### INSTRUCTIONS TO FOLLOW
Beneath this instruction is a block of data; output from it exactly the lines that run from the one containing "Write a component" through the one containing "import React from 'react';", inclusive.

▼

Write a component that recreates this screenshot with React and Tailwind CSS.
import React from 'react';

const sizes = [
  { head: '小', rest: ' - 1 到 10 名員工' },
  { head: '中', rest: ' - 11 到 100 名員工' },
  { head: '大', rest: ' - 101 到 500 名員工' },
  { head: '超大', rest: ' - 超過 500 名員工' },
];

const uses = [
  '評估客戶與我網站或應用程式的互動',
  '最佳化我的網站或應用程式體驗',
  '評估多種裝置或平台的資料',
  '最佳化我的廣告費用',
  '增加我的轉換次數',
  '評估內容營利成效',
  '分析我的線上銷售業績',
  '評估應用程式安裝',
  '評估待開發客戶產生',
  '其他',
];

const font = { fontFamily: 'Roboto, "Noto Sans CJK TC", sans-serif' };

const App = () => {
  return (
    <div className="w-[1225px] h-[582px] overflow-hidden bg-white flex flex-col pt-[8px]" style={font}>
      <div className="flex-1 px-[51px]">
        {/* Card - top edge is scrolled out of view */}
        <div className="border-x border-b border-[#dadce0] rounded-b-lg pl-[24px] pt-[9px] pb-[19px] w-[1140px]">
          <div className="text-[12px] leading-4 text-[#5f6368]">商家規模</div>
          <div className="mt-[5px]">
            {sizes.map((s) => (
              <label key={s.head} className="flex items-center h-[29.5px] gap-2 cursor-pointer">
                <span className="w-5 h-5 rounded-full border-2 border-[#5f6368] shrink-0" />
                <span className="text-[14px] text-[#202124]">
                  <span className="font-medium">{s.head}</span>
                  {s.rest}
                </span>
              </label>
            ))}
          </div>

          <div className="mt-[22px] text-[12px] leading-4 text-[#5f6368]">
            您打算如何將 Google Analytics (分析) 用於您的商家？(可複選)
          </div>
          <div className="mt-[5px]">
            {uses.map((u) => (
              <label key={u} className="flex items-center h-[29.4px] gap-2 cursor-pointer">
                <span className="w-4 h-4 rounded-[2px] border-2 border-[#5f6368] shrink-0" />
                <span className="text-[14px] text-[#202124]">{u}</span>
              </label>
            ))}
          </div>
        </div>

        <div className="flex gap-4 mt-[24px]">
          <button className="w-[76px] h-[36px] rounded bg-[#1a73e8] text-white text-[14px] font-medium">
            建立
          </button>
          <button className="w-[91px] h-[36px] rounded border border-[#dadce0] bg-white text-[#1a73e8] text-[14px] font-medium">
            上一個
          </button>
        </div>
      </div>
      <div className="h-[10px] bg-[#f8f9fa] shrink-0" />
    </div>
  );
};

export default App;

▲
▼

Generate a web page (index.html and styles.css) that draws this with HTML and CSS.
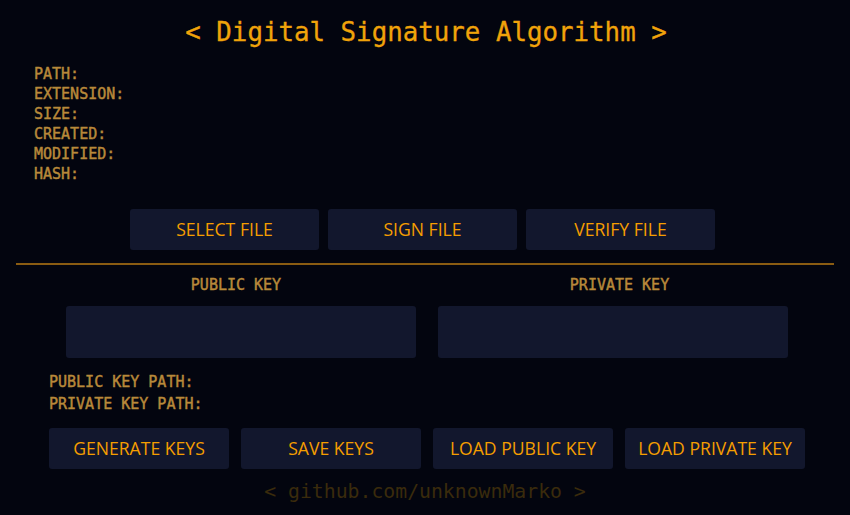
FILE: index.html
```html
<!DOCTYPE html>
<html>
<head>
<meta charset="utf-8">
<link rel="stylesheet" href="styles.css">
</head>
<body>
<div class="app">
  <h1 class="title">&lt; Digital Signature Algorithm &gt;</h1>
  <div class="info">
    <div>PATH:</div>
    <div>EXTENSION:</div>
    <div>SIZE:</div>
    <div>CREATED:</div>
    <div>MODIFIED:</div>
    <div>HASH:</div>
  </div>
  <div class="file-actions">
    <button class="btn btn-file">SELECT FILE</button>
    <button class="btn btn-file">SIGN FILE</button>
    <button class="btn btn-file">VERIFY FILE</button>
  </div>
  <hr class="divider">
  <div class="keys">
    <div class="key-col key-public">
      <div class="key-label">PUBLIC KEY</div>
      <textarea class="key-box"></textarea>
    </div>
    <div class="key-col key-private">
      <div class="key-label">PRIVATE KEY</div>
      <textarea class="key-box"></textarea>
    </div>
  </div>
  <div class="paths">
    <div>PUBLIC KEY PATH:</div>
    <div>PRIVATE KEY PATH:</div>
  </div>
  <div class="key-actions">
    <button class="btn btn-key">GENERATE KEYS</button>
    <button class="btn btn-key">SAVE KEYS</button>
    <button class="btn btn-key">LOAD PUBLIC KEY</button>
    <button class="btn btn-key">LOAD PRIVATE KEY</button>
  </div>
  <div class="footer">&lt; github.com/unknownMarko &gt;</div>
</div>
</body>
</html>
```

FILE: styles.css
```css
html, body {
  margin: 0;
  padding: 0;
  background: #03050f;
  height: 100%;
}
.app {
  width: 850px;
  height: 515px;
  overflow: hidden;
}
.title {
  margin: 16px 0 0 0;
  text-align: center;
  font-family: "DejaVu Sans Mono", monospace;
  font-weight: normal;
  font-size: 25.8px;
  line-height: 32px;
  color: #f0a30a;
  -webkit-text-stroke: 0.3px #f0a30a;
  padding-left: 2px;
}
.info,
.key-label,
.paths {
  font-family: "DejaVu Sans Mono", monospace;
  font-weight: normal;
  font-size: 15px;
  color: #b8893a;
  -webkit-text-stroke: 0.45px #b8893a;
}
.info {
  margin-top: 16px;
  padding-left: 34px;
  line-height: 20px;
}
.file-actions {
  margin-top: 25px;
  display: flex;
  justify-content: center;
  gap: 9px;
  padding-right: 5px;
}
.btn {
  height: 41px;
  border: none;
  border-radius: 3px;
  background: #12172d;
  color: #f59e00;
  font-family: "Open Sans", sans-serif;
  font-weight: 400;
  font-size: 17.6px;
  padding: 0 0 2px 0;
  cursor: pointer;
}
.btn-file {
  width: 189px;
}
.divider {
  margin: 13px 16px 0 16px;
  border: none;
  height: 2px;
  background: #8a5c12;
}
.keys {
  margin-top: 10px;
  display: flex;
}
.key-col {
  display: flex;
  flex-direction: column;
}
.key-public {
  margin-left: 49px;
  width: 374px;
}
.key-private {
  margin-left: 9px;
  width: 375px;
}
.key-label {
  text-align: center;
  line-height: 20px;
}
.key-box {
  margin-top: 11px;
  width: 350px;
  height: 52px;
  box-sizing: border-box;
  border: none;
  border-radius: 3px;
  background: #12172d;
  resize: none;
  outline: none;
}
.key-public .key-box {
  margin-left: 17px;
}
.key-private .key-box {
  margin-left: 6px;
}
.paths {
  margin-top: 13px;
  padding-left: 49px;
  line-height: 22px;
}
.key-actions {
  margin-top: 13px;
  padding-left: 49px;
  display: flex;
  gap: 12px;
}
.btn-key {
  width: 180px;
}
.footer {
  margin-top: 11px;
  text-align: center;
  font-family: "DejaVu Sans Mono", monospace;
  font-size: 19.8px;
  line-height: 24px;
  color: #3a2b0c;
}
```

▲

### FULL RESPONSE
Write a component that recreates this screenshot with React and Tailwind CSS.
import React from 'react';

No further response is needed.